--- START OF STORED RECORDS ---

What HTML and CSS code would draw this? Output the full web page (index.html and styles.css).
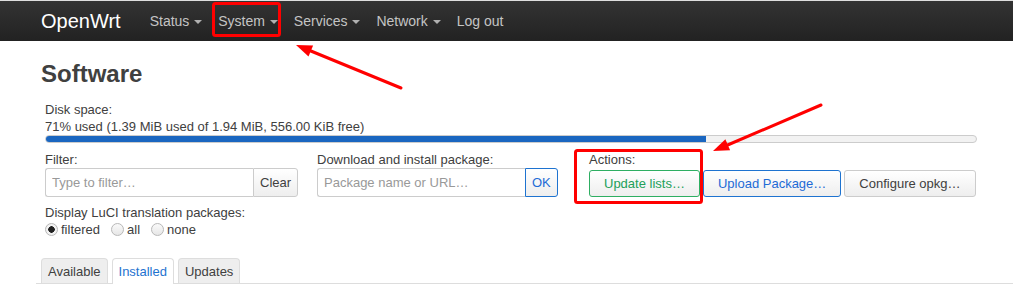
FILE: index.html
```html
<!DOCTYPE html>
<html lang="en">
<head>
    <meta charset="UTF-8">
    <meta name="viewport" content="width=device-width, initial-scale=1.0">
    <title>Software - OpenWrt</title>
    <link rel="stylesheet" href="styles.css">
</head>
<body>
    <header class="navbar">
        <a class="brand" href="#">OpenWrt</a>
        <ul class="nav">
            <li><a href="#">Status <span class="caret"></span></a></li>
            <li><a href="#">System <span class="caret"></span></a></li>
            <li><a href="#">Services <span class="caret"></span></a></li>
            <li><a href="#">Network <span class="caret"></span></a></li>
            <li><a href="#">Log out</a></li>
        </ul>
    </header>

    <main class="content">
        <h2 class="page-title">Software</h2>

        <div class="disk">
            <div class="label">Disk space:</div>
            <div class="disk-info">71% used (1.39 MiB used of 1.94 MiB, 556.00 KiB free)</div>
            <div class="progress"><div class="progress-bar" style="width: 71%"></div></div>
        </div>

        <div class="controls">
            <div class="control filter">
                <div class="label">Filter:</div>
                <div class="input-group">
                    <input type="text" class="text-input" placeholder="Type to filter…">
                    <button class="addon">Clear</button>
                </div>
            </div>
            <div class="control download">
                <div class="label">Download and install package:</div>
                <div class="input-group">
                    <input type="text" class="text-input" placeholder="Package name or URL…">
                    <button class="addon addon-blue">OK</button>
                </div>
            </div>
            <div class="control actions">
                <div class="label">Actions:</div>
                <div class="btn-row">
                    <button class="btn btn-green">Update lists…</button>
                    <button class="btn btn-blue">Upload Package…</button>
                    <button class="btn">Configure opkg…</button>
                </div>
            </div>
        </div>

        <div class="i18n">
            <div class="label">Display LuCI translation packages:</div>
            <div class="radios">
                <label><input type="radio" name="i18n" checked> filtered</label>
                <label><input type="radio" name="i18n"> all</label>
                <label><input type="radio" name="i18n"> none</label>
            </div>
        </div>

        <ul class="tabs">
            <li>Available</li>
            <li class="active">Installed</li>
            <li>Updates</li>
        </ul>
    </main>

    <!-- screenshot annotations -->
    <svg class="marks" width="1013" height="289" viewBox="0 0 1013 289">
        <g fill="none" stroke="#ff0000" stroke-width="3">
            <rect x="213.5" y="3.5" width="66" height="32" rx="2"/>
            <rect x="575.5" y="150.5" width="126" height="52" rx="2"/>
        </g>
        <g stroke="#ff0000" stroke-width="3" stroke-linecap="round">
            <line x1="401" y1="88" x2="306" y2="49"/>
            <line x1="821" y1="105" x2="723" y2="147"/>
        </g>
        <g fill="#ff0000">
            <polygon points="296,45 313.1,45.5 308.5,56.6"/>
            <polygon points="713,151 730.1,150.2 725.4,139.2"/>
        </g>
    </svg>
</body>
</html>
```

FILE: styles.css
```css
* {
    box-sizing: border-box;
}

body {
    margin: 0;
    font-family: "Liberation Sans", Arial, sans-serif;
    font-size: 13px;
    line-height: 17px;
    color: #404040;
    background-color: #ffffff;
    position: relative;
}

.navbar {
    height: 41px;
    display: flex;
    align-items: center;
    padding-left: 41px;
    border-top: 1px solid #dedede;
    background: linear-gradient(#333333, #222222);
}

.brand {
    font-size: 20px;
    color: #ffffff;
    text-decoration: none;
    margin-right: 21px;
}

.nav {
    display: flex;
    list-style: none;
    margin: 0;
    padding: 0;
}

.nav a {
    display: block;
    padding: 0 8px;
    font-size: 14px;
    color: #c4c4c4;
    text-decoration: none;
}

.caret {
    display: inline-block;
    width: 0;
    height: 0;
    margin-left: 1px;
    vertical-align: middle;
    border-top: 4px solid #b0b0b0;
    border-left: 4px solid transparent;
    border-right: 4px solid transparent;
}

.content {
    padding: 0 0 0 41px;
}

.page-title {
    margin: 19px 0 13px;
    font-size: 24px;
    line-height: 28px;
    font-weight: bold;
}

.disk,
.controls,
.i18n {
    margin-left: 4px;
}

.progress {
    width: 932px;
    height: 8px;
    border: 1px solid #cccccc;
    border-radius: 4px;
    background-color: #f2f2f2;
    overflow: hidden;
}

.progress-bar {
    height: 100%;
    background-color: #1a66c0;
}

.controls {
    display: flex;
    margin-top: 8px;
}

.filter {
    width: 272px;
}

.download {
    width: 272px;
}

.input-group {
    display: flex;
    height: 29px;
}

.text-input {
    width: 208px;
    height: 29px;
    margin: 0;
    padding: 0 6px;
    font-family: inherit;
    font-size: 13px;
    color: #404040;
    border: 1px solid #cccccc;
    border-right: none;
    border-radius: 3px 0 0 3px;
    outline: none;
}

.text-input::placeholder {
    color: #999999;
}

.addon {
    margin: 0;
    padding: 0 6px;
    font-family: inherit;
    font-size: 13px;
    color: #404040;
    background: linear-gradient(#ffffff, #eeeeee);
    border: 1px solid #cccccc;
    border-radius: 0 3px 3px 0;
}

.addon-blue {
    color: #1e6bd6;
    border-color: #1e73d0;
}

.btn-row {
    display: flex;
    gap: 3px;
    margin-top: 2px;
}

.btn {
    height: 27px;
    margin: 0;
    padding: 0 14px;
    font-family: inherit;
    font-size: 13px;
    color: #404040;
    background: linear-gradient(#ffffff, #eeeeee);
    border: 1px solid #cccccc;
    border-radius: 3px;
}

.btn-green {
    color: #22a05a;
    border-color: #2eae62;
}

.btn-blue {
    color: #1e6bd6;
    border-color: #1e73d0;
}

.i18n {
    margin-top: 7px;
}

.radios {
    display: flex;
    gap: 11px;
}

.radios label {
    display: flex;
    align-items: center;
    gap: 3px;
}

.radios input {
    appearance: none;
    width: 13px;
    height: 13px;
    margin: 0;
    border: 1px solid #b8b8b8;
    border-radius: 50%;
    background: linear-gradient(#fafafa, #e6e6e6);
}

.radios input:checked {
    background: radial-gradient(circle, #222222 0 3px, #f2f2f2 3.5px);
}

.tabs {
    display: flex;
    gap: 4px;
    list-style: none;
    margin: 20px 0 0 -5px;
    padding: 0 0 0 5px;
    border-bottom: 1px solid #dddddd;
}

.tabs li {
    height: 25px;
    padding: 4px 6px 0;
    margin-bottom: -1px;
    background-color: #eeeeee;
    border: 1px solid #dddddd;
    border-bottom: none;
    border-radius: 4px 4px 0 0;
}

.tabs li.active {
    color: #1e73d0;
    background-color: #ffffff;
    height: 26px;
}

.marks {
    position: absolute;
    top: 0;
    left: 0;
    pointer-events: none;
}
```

--- END OF STORED RECORDS ---
--- START OF STORED RECORDS ---

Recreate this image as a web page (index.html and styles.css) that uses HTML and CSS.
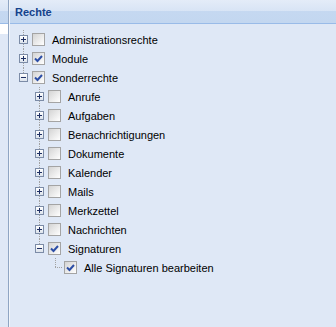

--- END OF STORED RECORDS ---

Identify the lines in the records above that contain the word "index", then state how many there are and nothing more.

3